I asked about wife-stealing and Barat said that he didn’t steal his wife. “She agreed, and even smiled,” he said. He told me that wife-stealing was forbidden during Soviet times, as was having multiple wives. “People would go to jail for that,” he said. “But now, the government has decided to not take a stand, to neither prohibit it or to encourage it. As a result, we have some top government leaders with multiple wives.”
He said that in his village, like among the Buryats in Siberia, couples usually mutually agree to marry, then act out a kidnapping for the sake of tradition. “The kidnapped woman still cries,” he said. He said that unexpected and unwanted wife-stealing does happen in his village, but rarely. He said it’s much more common in the south, where I’ll be living next. “There, an older man like me can see a woman on the street, talk to her father, and arrange to have her stolen. His son may never have even seen her before. But love will come later.”

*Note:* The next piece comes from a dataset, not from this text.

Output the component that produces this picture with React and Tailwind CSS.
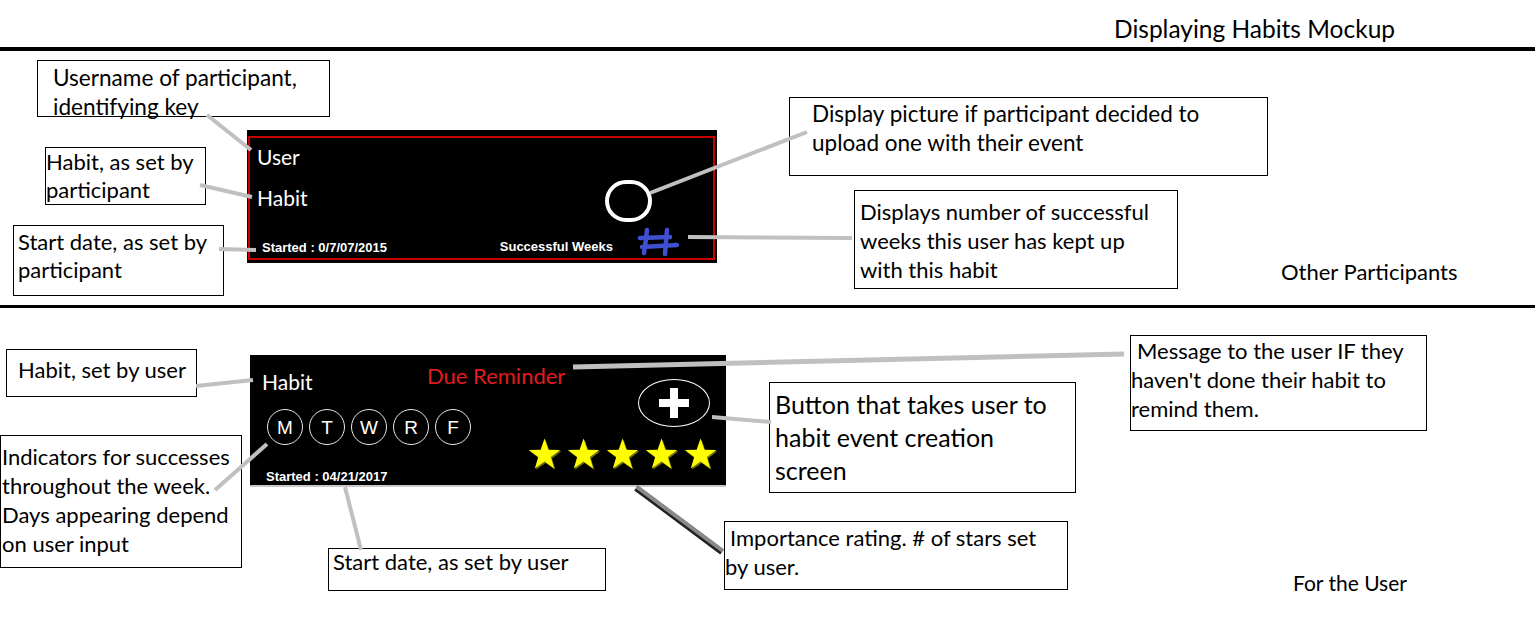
import React from "react";

const cal = { fontFamily: "Lato, 'Open Sans', sans-serif" };
const ar = { fontFamily: "'Liberation Sans', Arial, sans-serif" };

function Box({ className, children }) {
  return (
    <div
      className={"absolute border border-black bg-white text-black whitespace-nowrap " + className}
      style={cal}
    >
      {children}
    </div>
  );
}

const STAR = "17,0 21,11.5 33.2,11.75 23.5,19.1 27,30.8 17,23.8 7,30.8 10.5,19.1 0.8,11.75 13,11.5";

function Star() {
  return (
    <svg width="34" height="33" viewBox="0 0 35 33" className="shrink-0">
      <polygon points={STAR} transform="translate(1.2,1.4)" fill="#6f6f00" />
      <polygon points={STAR} fill="#ffff00" />
    </svg>
  );
}

function Day({ l }) {
  return (
    <div
      className="w-[36px] h-[36px] shrink-0 rounded-full border-[1.5px] border-[#e8e8e8] flex items-center justify-center text-white text-[19px] leading-none"
      style={ar}
    >
      {l}
    </div>
  );
}

function OtherCard() {
  return (
    <div className="absolute left-[247px] top-[130px] w-[470px] h-[133px] bg-black">
      <div className="absolute left-[1px] top-[6px] right-[2px] bottom-[3px] border-2 border-[#c80000]" />
      <div className="relative flex flex-col pl-[10px] pt-[14px] pr-[35px] text-white">
        <div className="text-[21px] leading-[26px]" style={cal}>User</div>
        <div className="flex items-start justify-between mt-[13px] h-[41px] pr-[30px]">
          <div className="text-[21px] leading-[26px] mt-[2px]" style={cal}>Habit</div>
          <div className="w-[47px] h-[42px] -mt-[3px] rounded-full border-[4px] border-white" />
        </div>
        <div className="flex items-start justify-between">
          <div className="mt-[16px] ml-[5px] text-[13px] font-bold leading-[15px]" style={ar}>
            Started : 0/7/07/2015
          </div>
          <div className="flex items-start gap-[24px]">
            <div className="mt-[15px] text-[13px] font-bold leading-[15px]" style={ar}>
              Successful Weeks
            </div>
            <svg width="45" height="35" viewBox="0 0 45 35">
              <g stroke="#3e4fd2" strokeWidth="4.5" strokeLinecap="round" fill="none">
                <path d="M10 6 Q9 16 7 29" />
                <path d="M30 6 Q29 18 28 30" />
                <path d="M3 14 L33 13" />
                <path d="M5 23 Q22 22 40 21" />
              </g>
            </svg>
          </div>
        </div>
      </div>
    </div>
  );
}

function UserCard() {
  return (
    <div className="absolute left-[250px] top-[355px] w-[476px] h-[132px] bg-black border-b-2 border-[#c8c8c8] flex pl-[12px]">
      <div className="flex flex-col w-[165px] shrink-0 pt-[14px]">
        <div className="text-white text-[21px] leading-[26px]" style={cal}>Habit</div>
        <div className="flex gap-[6px] mt-[14px] ml-[5px]">
          {["M", "T", "W", "R", "F"].map((d) => (
            <Day key={d} l={d} />
          ))}
        </div>
        <div className="mt-[24px] ml-[4px] text-white text-[13px] font-bold leading-[15px] whitespace-nowrap" style={ar}>
          Started : 04/21/2017
        </div>
      </div>
      <div className="flex-1 w-0 pt-[8px]">
        <div className="text-[#e01c1c] text-[22px] leading-[26px] whitespace-nowrap" style={cal}>
          Due Reminder
        </div>
      </div>
      <div className="flex flex-col items-end pt-[24px] pr-[8px]">
        <div className="w-[72px] h-[48px] mr-[8px] rounded-[50%] border-[1.5px] border-white flex items-center justify-center">
          <svg width="30" height="30" viewBox="0 0 30 30">
            <rect x="11" y="0" width="8" height="30" fill="#fff" />
            <rect x="0" y="11" width="30" height="8" fill="#fff" />
          </svg>
        </div>
        <div className="flex gap-[5px] mt-[11px]">
          {[0, 1, 2, 3, 4].map((i) => (
            <Star key={i} />
          ))}
        </div>
      </div>
    </div>
  );
}

export default function App() {
  return (
    <div className="relative w-[1535px] h-[629px] bg-white overflow-hidden">
      {/* title */}
      <div className="absolute left-[1114px] top-[14px] text-[24.5px] leading-[30px] text-black" style={cal}>
        Displaying Habits Mockup
      </div>
      <div className="absolute left-0 top-[47px] w-full h-[4px] bg-black" />
      <div className="absolute left-0 top-[305px] w-full h-[3px] bg-black" />

      {/* ---------- Other participants ---------- */}
      <OtherCard />

      <Box className="left-[37px] top-[60px] w-[293px] h-[57px] pl-[15px] pt-[2px] text-[22.6px] leading-[29px]">
        Username of participant,
        <br />
        identifying key
      </Box>
      <Box className="left-[45px] top-[147px] w-[161px] h-[58px] pl-0 pt-0 text-[22px] leading-[28px]">
        Habit, as set by
        <br />
        participant
      </Box>
      <Box className="left-[13px] top-[225px] w-[211px] h-[71px] pl-[4px] pt-[2px] text-[22px] leading-[28px]">
        Start date, as set by
        <br />
        participant
      </Box>
      <Box className="left-[789px] top-[97px] w-[479px] h-[79px] pl-[22px] pt-[1px] text-[22.5px] leading-[29px]">
        Display picture if participant decided to
        <br />
        upload one with their event
      </Box>
      <Box className="left-[854px] top-[190px] w-[324px] h-[99px] pl-[5px] pt-[6px] text-[22px] leading-[29px]">
        Displays number of successful
        <br />
        weeks this user has kept up
        <br />
        with this habit
      </Box>
      <div className="absolute left-[1281px] top-[258px] text-[22px] leading-[28px] text-black" style={cal}>
        Other Participants
      </div>

      {/* ---------- For the user ---------- */}
      <UserCard />

      <Box className="left-[6px] top-[349px] w-[191px] h-[48px] pl-[11px] pt-[6px] text-[22px] leading-[28px]">
        Habit, set by user
      </Box>
      <Box className="left-0 top-[435px] w-[242px] h-[133px] pl-[1px] pt-[6px] text-[22px] leading-[29px]">
        Indicators for successes
        <br />
        throughout the week.
        <br />
        Days appearing depend
        <br />
        on user input
      </Box>
      <Box className="left-[328px] top-[548px] w-[278px] h-[43px] pl-[4px] pt-0 text-[22px] leading-[26px]">
        Start date, as set by user
      </Box>
      <Box className="left-[1130px] top-[335px] w-[297px] h-[96px] pl-0 pt-0 text-[22px] leading-[29px]">
        <span className="pl-[6px]">Message to the user IF they</span>
        <br />
        haven't done their habit to
        <br />
        remind them.
      </Box>
      <Box className="left-[769px] top-[382px] w-[307px] h-[111px] pl-[5px] pt-[5px] text-[25px] leading-[33px]">
        Button that takes user to
        <br />
        habit event creation
        <br />
        screen
      </Box>
      <Box className="left-[724px] top-[521px] w-[344px] h-[69px] pl-0 pt-[1px] text-[22px] leading-[29px]">
        <span className="pl-[5px]">Importance rating. # of stars set</span>
        <br />
        by user.
      </Box>
      <div className="absolute left-[1293px] top-[569px] text-[21px] leading-[28px] text-black" style={cal}>
        For the User
      </div>

      {/* connector lines */}
      <svg className="absolute left-0 top-0 pointer-events-none" width="1535" height="629">
        <g stroke="#c0c0c0" strokeWidth="4" fill="none">
          <line x1="207" y1="115" x2="251" y2="150" />
          <line x1="200" y1="185" x2="252" y2="197" />
          <line x1="219" y1="249" x2="256" y2="250" />
          <line x1="650" y1="193" x2="807" y2="132" />
          <line x1="688" y1="237" x2="852" y2="238" />
          <line x1="196" y1="386" x2="253" y2="380" />
          <line x1="215" y1="490" x2="267" y2="444" />
          <line x1="345" y1="487" x2="361" y2="550" />
          <line x1="573" y1="367" x2="1124" y2="354" strokeWidth="5" />
          <line x1="712" y1="417" x2="771" y2="422" />
        </g>
        <line x1="636" y1="488" x2="722" y2="552" stroke="#222" strokeWidth="6" />
        <line x1="637" y1="487" x2="723" y2="551" stroke="#8a8a8a" strokeWidth="4" />
      </svg>
    </div>
  );
}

Barat and Gulnya offered to serve as my adoptive parents if I end up working in a nearby city and invited me to come next time as a guest.
I had been developing what I thought was a cold over the weekend and by Monday I was definitely sick. I came home from work after lunch and was flat on my back with a bad case of traveler’s sickness for another day or so. I’m better now, thanks to the miraculous Cipro and just appreciate my health.
In the city, the leaves are not so much changing color as drying. The leaves, turning yellow after months of heats, twirl gracefully toward the ground, as smooth, barrel-shaped acorns fall from oak trees onto the heads of pedestrians. It’s still warm, especially in the afternoons, but the feeling of fall is in the air.